Speak is a classic and I'm super excited for Anderson's memoir in verse.

Sunday, January 13, 2019

Book to Screen Readalikes

If you got your Winter 2018 School Library Journal this month (or last month?), you may have seen my face smiling out at you!



If not, hop on over to SLJ.com to read my readalikes for a handful of recent and upcoming book-to-screen film and TV adaptations. Connecting media to books can be a GREAT gateway to reader's advisory, especially for kids who might not consider themselves "readers". I always, always think that a kid who self-describes as "not a reader" just hasn't met the right book yet.

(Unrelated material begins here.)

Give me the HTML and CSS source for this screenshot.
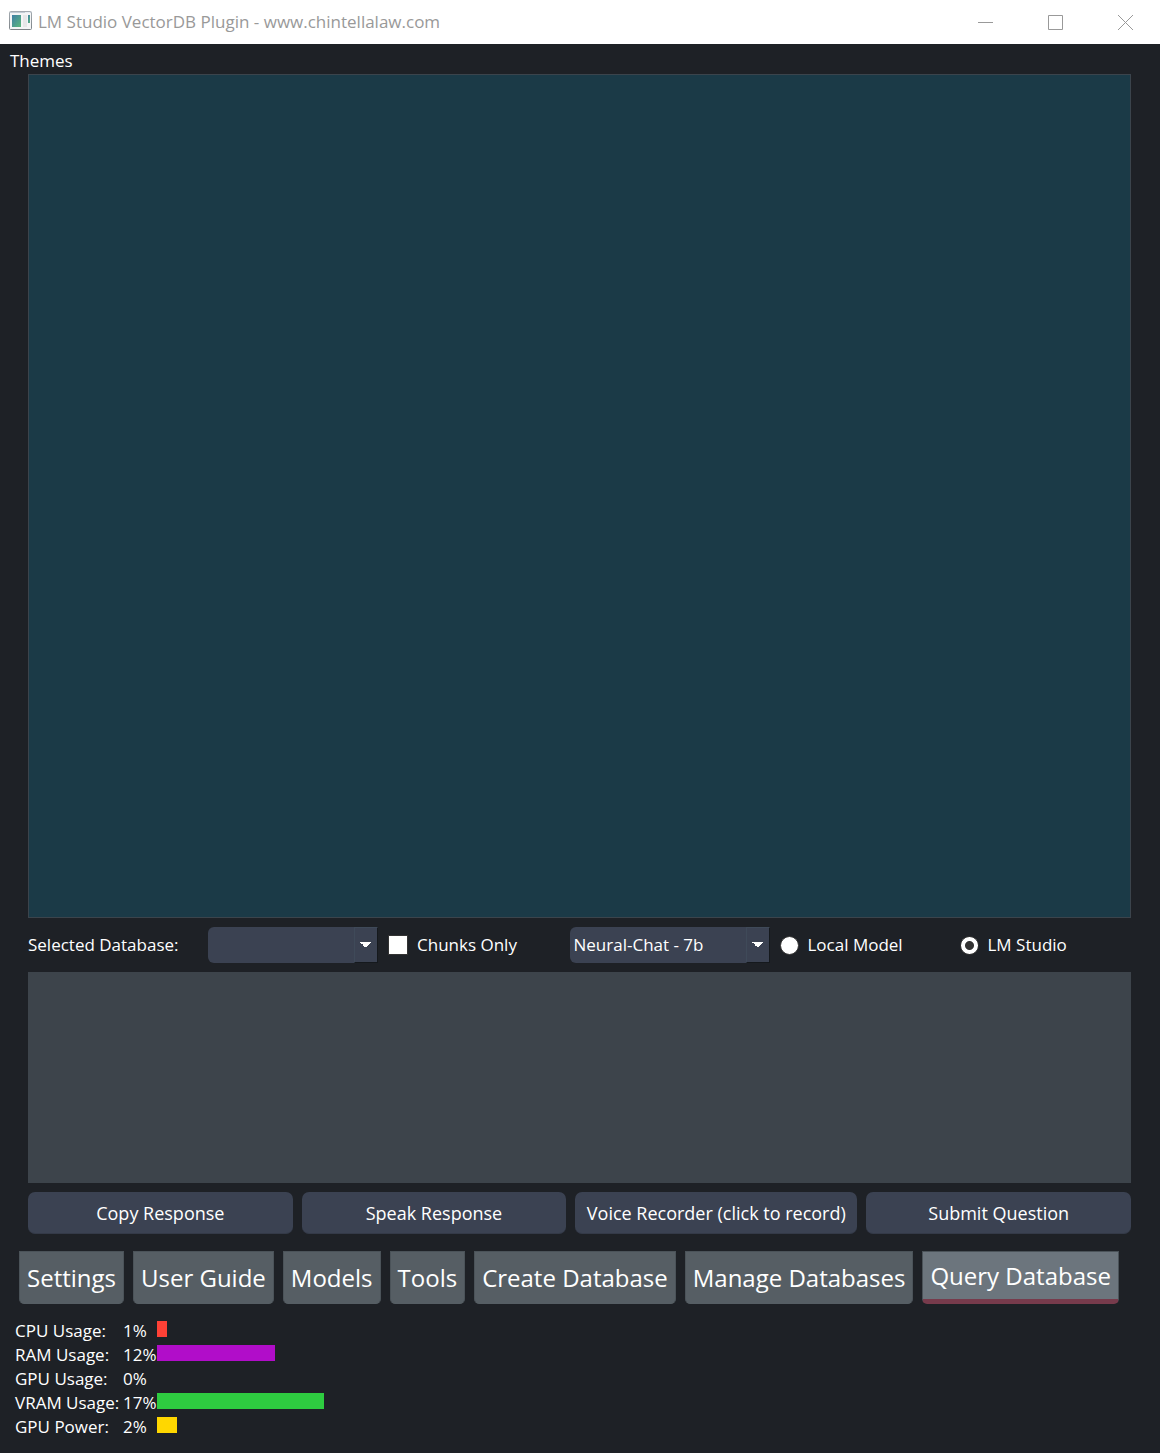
FILE: index.html
```html
<!DOCTYPE html>
<html lang="en">
<head>
<meta charset="utf-8">
<meta name="viewport" content="width=device-width, initial-scale=1">
<title>LM Studio VectorDB Plugin - www.chintellalaw.com</title>
<link rel="stylesheet" href="styles.css">
</head>
<body>
<div class="window">
  <header class="titlebar">
    <svg class="app-icon" width="23" height="19" viewBox="0 0 23 19" aria-hidden="true">
      <defs>
        <linearGradient id="pane" x1="0" y1="0" x2="1" y2="1">
          <stop offset="0" stop-color="#3f7fa6"/>
          <stop offset="1" stop-color="#5cb87c"/>
        </linearGradient>
        <linearGradient id="frame" x1="0" y1="0" x2="0" y2="1">
          <stop offset="0" stop-color="#a4abb1"/>
          <stop offset="1" stop-color="#7d8387"/>
        </linearGradient>
      </defs>
      <rect x=".5" y=".5" width="22" height="18" rx="1" fill="#f4f5f6" stroke="url(#frame)"/>
      <path d="M1 1.500h21" stroke="#c3ccd6"/>
      <path d="M16 1.500h5" stroke="#e8edf2"/>
      <rect x="3" y="4" width="9" height="12" fill="url(#pane)"/>
      <rect x="14" y="4" width="4" height="12" fill="#e6e7e8"/>
      <rect x="19" y="4" width="2" height="8" fill="url(#pane)"/>
    </svg>
    <h1 class="title">LM Studio VectorDB Plugin - www.chintellalaw.com</h1>
    <div class="window-controls">
      <button type="button" class="window-button" aria-label="Minimize">
        <svg width="15" height="15" viewBox="0 0 15 15"><path d="M0 7.500h15"/></svg>
      </button>
      <button type="button" class="window-button" aria-label="Maximize">
        <svg width="15" height="15" viewBox="0 0 15 15"><path d="M.5.5h14v14H.5z"/></svg>
      </button>
      <button type="button" class="window-button" aria-label="Close">
        <svg width="15" height="15" viewBox="0 0 15 15"><path d="M0 0l15 15M15 0L0 15"/></svg>
      </button>
    </div>
  </header>

  <nav class="menubar"><button type="button" class="menu-item">Themes</button></nav>

  <main class="query">
    <textarea class="response" readonly aria-label="Response"></textarea>

    <div class="options">
      <label for="database">Selected Database:</label>
      <span class="combo">
        <select id="database"><option></option></select>
      </span>
      <label class="choice"><input type="checkbox" class="tick">Chunks Only</label>
      <span class="combo">
        <select aria-label="Chat model"><option>Neural-Chat - 7b</option></select>
      </span>
      <label class="choice"><input type="radio" name="source" class="radio">Local Model</label>
      <label class="choice"><input type="radio" name="source" class="radio" checked>LM Studio</label>
    </div>

    <textarea class="question" aria-label="Question"></textarea>

    <div class="actions">
      <button type="button" class="action">Copy Response</button>
      <button type="button" class="action">Speak Response</button>
      <button type="button" class="action">Voice Recorder (click to record)</button>
      <button type="button" class="action">Submit Question</button>
    </div>
  </main>

  <nav class="tabs">
    <button type="button" class="tab">Settings</button>
    <button type="button" class="tab">User Guide</button>
    <button type="button" class="tab">Models</button>
    <button type="button" class="tab">Tools</button>
    <button type="button" class="tab">Create Database</button>
    <button type="button" class="tab">Manage Databases</button>
    <button type="button" class="tab tab-active" aria-current="page">Query Database</button>
  </nav>

  <footer class="status">
    <table class="usage">
      <colgroup><col class="col-name"><col class="col-value"><col></colgroup>
      <tbody>
        <tr><th scope="row">CPU Usage:</th><td>1%</td><td><div class="bar bar-cpu" style="width: 1%"></div></td></tr>
        <tr><th scope="row">RAM Usage:</th><td>12%</td><td><div class="bar bar-ram" style="width: 12%"></div></td></tr>
        <tr><th scope="row">GPU Usage:</th><td>0%</td><td><div class="bar bar-gpu" style="width: 0%"></div></td></tr>
        <tr><th scope="row">VRAM Usage:</th><td>17%</td><td><div class="bar bar-vram" style="width: 17%"></div></td></tr>
        <tr><th scope="row">GPU Power:</th><td>2%</td><td><div class="bar bar-power" style="width: 2%"></div></td></tr>
      </tbody>
    </table>
  </footer>
</div>
</body>
</html>
```

FILE: styles.css
```css
* {
  box-sizing: border-box;
}

body {
  margin: 0;
  background: #1e2126;
  color: #fff;
  font: 17px/24px "Open Sans", "Noto Sans", sans-serif;
}

button,
select,
textarea {
  margin: 0;
  border: 0;
  color: inherit;
  font: inherit;
}

.window {
  display: flex;
  flex-direction: column;
  min-height: 100vh;
}

.titlebar {
  display: flex;
  align-items: center;
  height: 44px;
  padding-left: 9px;
  background: #fff;
  color: #999;
}

.app-icon {
  flex: none;
  margin-bottom: 3px;
}

.title {
  flex: 1;
  margin: 0 0 0 6px;
  font-size: 17px;
  font-weight: 400;
}

.window-controls {
  display: flex;
}

.window-button {
  display: grid;
  place-items: center;
  width: 70px;
  height: 43px;
  padding: 0;
  background: none;
}

.window-button path {
  fill: none;
  stroke: #999;
}

.menubar {
  display: flex;
  height: 30px;
  padding: 4px 10px 0;
}

.menu-item {
  padding: 0;
  background: none;
}

.query {
  display: flex;
  flex: 1;
  flex-direction: column;
  gap: 9px;
  padding: 0 29px 0 28px;
}

.response,
.question {
  display: block;
  width: 100%;
  padding: 0 8px;
  resize: none;
  outline: none;
}

.response {
  flex: 4 0 0px;
  border: 1px solid #3b444c;
  background: #1b3a47;
}

.question {
  flex: 1 0 0px;
  background: #3d444b;
}

.options {
  display: grid;
  grid-template-columns: 170px 170px 1fr 200px 170px 1fr;
  gap: 10px;
  align-items: center;
}

.choice {
  display: flex;
  align-items: center;
  gap: 9px;
}

.combo {
  display: grid;
  height: 36px;
}

.combo select {
  grid-area: 1 / 1;
  width: 100%;
  padding: 0 24px 0 4px;
  border-radius: 6px;
  background: #3b4252;
  appearance: none;
}

.combo::after {
  content: "";
  grid-area: 1 / 1;
  justify-self: end;
  width: 22px;
  border: 1px solid #3f4a59;
  border-right-color: #15191d;
  border-bottom-color: #15191d;
  background:
    linear-gradient(to bottom right, #fff 50%, transparent 50%) 11px 14px / 6px 6px no-repeat,
    linear-gradient(to bottom left, #fff 50%, transparent 50%) 5px 14px / 6px 6px no-repeat,
    #3b4252;
  pointer-events: none;
}

.tick,
.radio {
  flex: none;
  margin: 0;
  background: #fff;
  appearance: none;
}

.tick {
  width: 20px;
  height: 20px;
  border: 1px solid #333;
}

.tick:checked {
  box-shadow: inset 0 0 0 4px #fff;
  background: #333;
}

.radio {
  width: 19px;
  height: 19px;
  border: 1px solid #333;
  border-radius: 50%;
}

.radio:checked {
  background: radial-gradient(circle, #333 4px, #fff 5px);
}

.actions {
  display: grid;
  grid-template-columns: 1fr 1fr 282px 1fr;
  gap: 9px;
}

.action {
  height: 42px;
  padding: 0 4px;
  border-bottom: 1px solid #343a48;
  border-radius: 7px;
  background: #3b4252;
  font-size: 18px;
  white-space: nowrap;
}

.tabs {
  display: flex;
  gap: 9px;
  padding: 17px 19px 0;
}

.tab {
  height: 53px;
  padding: 0 7px;
  border: 1px solid #4b5359;
  border-bottom-color: #565e64;
  border-radius: 0 0 5px 5px;
  background: #565e64;
  font-size: 24px;
  white-space: nowrap;
}

.tab-active {
  border-bottom: 5px solid #773b4c;
  background: #6c757d;
}

.status {
  padding: 15px 20px 14px 15px;
}

.usage {
  width: 100%;
  border-collapse: collapse;
  table-layout: fixed;
}

.col-name {
  width: 108px;
}

.col-value {
  width: 34px;
}

.usage tr {
  height: 24px;
}

.usage th,
.usage td {
  padding: 0;
  font-weight: 400;
  text-align: left;
  white-space: nowrap;
}

.bar {
  height: 16px;
  margin-bottom: 4px;
}

.bar-cpu {
  background: #ff4136;
}

.bar-ram {
  background: #b10dc9;
}

.bar-gpu {
  background: #0074d9;
}

.bar-vram {
  background: #2ecc40;
}

.bar-power {
  background: #ffd700;
}
```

As I read back over this article, I do notice a problem with it... TOO FEW DIVERSE AND INCLUSIVE CHOICES. I promise I've noticed, I'm calling myself out on it, and I'm working on it: the next one will be better.

Tuesday, January 1, 2019

A Look Back at 2018

2018 was my first full year in my new position as Collection Development Lead at my library and I did some things!
  • I got kudos from my boss at a leadership meeting for spending pretty much the entire collection budget for the first time in many years. 

  • I've been building my Personal Learning Network for adult collection development (Early Word Galley Chat has been great for this!) and learning so much about adult materials.

  • I set up a location in our ILS for our new branch and have been working on getting them the materials they need up there. 
  • I have learned soooo much about our ILS vendor. 

  • I revised our Collection Development Policy and set up an online form where patrons can suggest purchases.
  • I got us a subscription to Wowbrary and it's making our holds lists for new materials grow and grow!

  • I renewed our magazines and databases and set up systems to collect more data so that these renewals will be easier next year.
It's been a great year and I continue to love my job (although I continue to miss baby storytime...). I have goals for next year. LET'S DO THIS, 2019!